The Marlins are in last place in the National League East and have not been in contention all year, so the victory was merely for pride and the stat books.

But the Nationals (76-75), who won this division three of the past four years, including the past two in a row by large margins, are a different story.

The Nationals are now long-shots to make this postseason, and Monday’s performance — giving up a 4-0 lead — had to hurt.

On Tuesday, the Nationals and Marlins will conclude their brief two-game set. Washington will start veteran right-hander Stephen Strasburg (8-7, 3.87 ERA). Miami will go with rookie right-hander Sandy Alcantara (2-0, 1.42 ERA).

Dating back to April 2017, Strasburg has dominated the Marlins, going 4-0 with a 0.67 ERA.

Overall, Strasburg, who at age 30 still has an above-average fastball with a norm of 94.8 mph, has won his past two decisions. His most recent start, on Wednesday at the Philadelphia Phillies, was Strasburg’s best since May.
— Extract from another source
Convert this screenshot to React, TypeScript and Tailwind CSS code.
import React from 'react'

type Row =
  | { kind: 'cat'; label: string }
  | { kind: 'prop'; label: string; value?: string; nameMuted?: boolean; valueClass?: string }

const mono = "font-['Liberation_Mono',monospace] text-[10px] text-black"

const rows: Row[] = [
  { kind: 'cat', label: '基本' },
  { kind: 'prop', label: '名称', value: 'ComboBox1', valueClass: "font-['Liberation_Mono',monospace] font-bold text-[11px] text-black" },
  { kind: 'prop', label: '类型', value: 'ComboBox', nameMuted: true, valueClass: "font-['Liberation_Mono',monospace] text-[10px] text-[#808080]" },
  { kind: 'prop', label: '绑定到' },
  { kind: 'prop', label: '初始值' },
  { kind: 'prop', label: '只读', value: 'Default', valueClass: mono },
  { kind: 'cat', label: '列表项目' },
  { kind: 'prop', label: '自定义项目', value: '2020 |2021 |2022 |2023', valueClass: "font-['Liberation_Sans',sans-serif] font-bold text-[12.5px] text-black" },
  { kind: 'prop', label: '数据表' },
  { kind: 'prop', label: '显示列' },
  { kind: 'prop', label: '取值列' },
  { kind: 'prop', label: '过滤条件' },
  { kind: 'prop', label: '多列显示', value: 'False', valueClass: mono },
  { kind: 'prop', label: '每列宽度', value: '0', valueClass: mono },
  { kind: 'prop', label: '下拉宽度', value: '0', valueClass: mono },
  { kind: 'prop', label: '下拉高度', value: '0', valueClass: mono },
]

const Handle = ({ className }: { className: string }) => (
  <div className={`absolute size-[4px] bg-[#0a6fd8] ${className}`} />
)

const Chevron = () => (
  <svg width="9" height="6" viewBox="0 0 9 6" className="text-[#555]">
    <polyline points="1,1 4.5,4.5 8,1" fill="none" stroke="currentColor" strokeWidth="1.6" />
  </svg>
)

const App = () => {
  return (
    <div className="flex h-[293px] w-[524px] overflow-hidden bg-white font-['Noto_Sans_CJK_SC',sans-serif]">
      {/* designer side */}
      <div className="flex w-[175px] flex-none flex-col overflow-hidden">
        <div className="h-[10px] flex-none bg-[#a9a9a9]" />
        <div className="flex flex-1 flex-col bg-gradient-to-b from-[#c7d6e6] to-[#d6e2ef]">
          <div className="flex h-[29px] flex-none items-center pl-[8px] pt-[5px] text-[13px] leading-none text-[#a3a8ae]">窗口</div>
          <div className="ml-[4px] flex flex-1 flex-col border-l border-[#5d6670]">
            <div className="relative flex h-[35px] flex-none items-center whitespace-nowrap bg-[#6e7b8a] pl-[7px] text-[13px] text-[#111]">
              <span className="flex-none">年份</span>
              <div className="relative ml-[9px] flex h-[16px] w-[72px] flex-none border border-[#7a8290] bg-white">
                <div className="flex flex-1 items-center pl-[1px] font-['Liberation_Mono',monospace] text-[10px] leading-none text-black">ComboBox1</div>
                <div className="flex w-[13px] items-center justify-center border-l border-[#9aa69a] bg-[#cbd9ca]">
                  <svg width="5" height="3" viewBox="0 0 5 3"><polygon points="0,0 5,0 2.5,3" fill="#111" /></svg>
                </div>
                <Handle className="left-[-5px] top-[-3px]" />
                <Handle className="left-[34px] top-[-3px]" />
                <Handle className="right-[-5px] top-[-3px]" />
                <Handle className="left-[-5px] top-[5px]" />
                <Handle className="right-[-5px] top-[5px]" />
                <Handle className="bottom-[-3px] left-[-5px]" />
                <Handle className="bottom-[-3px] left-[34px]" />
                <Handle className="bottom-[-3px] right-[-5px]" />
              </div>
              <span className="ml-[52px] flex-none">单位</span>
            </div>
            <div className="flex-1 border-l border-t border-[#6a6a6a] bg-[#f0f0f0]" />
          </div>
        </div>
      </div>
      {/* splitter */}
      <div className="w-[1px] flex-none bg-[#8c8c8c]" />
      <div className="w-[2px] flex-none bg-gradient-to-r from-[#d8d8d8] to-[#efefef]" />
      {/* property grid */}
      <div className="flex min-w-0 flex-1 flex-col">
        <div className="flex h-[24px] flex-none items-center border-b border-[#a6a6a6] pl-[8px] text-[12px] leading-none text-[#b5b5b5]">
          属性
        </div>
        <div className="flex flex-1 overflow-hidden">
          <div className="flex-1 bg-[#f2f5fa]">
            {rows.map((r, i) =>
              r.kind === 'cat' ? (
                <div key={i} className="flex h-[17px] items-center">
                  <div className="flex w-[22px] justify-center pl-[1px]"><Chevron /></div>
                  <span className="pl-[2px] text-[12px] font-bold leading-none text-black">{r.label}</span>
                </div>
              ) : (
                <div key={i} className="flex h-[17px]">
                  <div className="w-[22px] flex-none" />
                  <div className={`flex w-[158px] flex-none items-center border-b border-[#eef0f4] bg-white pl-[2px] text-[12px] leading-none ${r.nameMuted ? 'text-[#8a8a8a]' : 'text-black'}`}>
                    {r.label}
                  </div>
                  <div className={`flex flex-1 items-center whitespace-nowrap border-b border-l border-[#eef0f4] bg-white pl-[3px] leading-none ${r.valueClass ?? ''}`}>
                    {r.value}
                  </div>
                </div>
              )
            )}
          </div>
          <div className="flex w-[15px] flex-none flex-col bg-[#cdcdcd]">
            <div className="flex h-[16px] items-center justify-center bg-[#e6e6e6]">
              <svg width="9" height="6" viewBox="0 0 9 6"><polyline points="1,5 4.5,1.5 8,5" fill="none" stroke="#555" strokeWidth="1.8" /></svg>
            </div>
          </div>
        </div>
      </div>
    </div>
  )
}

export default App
He struck out nine, walked none and allowed just one run in seven innings.

One of Strasburg’s oddest patterns this year has been his home struggles — 2-5 with a 5.20 ERA. But he is 6-2 with a 2.26 ERA in eight road starts.
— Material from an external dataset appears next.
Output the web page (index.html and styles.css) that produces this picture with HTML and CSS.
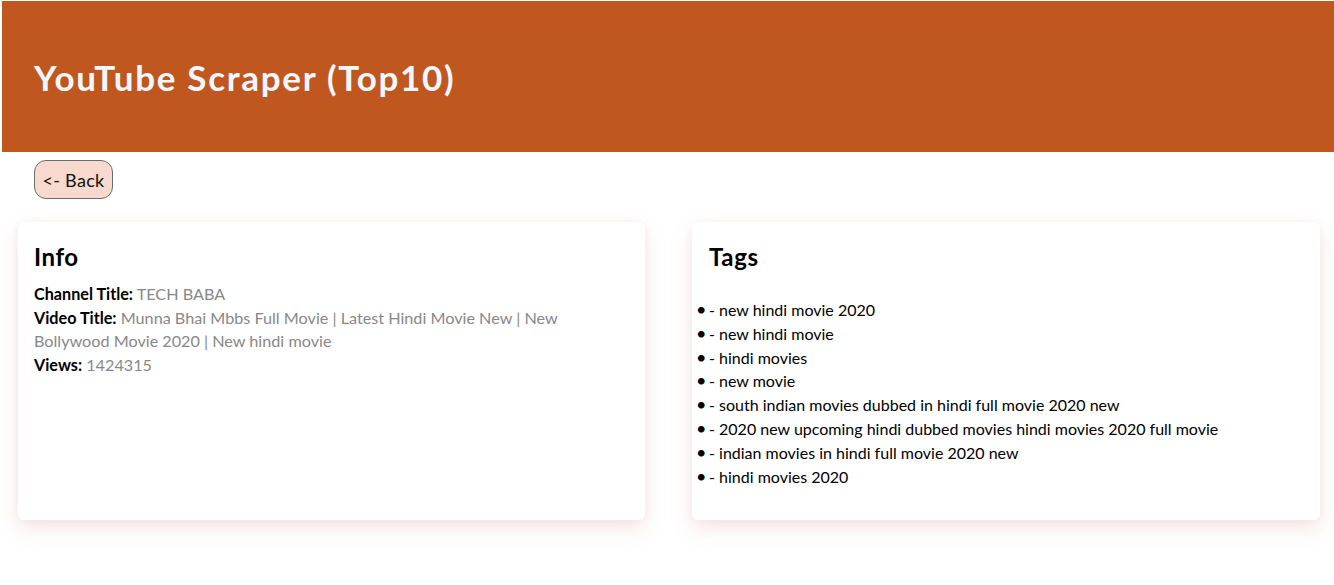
FILE: index.html
```html
<!DOCTYPE html>
<html>
<head>
<meta charset="utf-8">
<link rel="stylesheet" href="styles.css">
</head>
<body>
<header class="header">
  <h1 class="title">YouTube Scraper (Top10)</h1>
</header>
<div class="toolbar">
  <button class="back">&lt;- Back</button>
</div>
<main class="cards">
  <section class="card info">
    <h2 class="card-title">Info</h2>
    <div class="row"><b>Channel Title:</b> <span class="val">TECH BABA</span></div>
    <div class="row"><b>Video Title:</b> <span class="val">Munna Bhai Mbbs Full Movie | Latest Hindi Movie New | New Bollywood Movie 2020 | New hindi movie</span></div>
    <div class="row"><b>Views:</b> <span class="val">1424315</span></div>
  </section>
  <section class="card tags">
    <h2 class="card-title tags-title">Tags</h2>
    <ul class="tag-list">
      <li>- new hindi movie 2020</li>
      <li>- new hindi movie</li>
      <li>- hindi movies</li>
      <li>- new movie</li>
      <li>- south indian movies dubbed in hindi full movie 2020 new</li>
      <li>- 2020 new upcoming hindi dubbed movies hindi movies 2020 full movie</li>
      <li>- indian movies in hindi full movie 2020 new</li>
      <li>- hindi movies 2020</li>
    </ul>
  </section>
</main>
</body>
</html>
```
FILE: styles.css
```css
* { box-sizing: border-box; }
body {
  margin: 0;
  font-family: "Lato", "Liberation Sans", sans-serif;
  color: #000;
  background: #fff;
}
.header {
  margin: 1px 0 0 2px;
  height: 151px;
  background: #c0571f;
  display: flex;
  align-items: center;
  padding-left: 32px;
}
.title {
  margin: 0;
  color: #f0f8ff;
  font-size: 35px;
  font-weight: 700;
  letter-spacing: 1.7px;
}
.toolbar {
  padding: 8px 0 0 34px;
}
.back {
  font-family: inherit;
  font-size: 18px;
  color: #111;
  background: #f7dacd;
  border: 1px solid #6b6b6b;
  border-radius: 12px;
  height: 39px;
  width: 79px;
  padding: 0;
  letter-spacing: 0.3px;
}
.cards {
  display: grid;
  grid-template-columns: 627px 628px;
  column-gap: 47px;
  padding: 23px 0 30px 18px;
}
.card {
  background: #fff;
  border-radius: 6px;
  box-shadow: 0 9px 20px rgba(225, 160, 160, 0.26), 0 0 6px rgba(200, 170, 170, 0.12);
  height: 298px;
}
.info { padding: 20px 24px 20px 16px; }
.card-title {
  margin: 0 0 11px;
  font-size: 24px;
  font-weight: 700;
  letter-spacing: 0.6px;
}
.row {
  font-size: 16.2px;
  line-height: 23.6px;
}
.row b { font-weight: 700; }
.val { color: #888; }
.tags { padding: 20px 0; }
.tags-title { margin-left: 17px; margin-bottom: 27px; }
.tag-list {
  margin: 0;
  padding-left: 17px;
  list-style: none;
  font-size: 16px;
  line-height: 23.8px;
}
.tag-list li::before {
  content: "•";
  display: inline-block;
  width: 13px;
  margin-left: -13px;
  font-size: 18px;
}
```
He has also been strong in September, going 1-0 with a 2.41 ERA in three starts.

The Marlins, though, have shown they will battle, just as they did on Monday.

“I give credit to our whole lineup,” Castro said of a Marlins team that pieced together six singles, six walks, two doubles and one homer on Monday. “We started the game losing, but we all came up with big at-bats.”
Marlins manager Don Mattingly said he was proud of his team.

“It feels good that our guys are fighting,” Mattingly said. “You want your guys to compete no matter the situation.”

Mattingly has to be happy with the compete level of Alcantara, whose average fastball is 95.2 mph. He has thrown as hard as 102 mph, and, at age 23, he is a big part of Miami’s future.

Alcantara has lasted seven innings in each of his past two starts. In those two games, he has allowed a total of just five hits and two runs, striking out 12.

Washington has its own young stars — outfielders Victor Robles and Juan Soto. Robles, a 21-year-old with just 44 at-bats at this level, hit his first major-league homer on Monday night, blasting the ball 427 feet to left. His shot had an exit velocity of 105 mph.

The 19-year-old Soto has hit 20 homers so far this season, which ranks him third in major-league history in the category of long balls hit by a teenager. Tony Conigliaro is atop the list with 24 homers. Washington’s Bryce Harper hit 22 homers as a teen.

Strasburg recently gave Soto exceptionally high praise.

“He is reminiscent,” Strasburg said, “of watching (a young) Tony Gwynn.”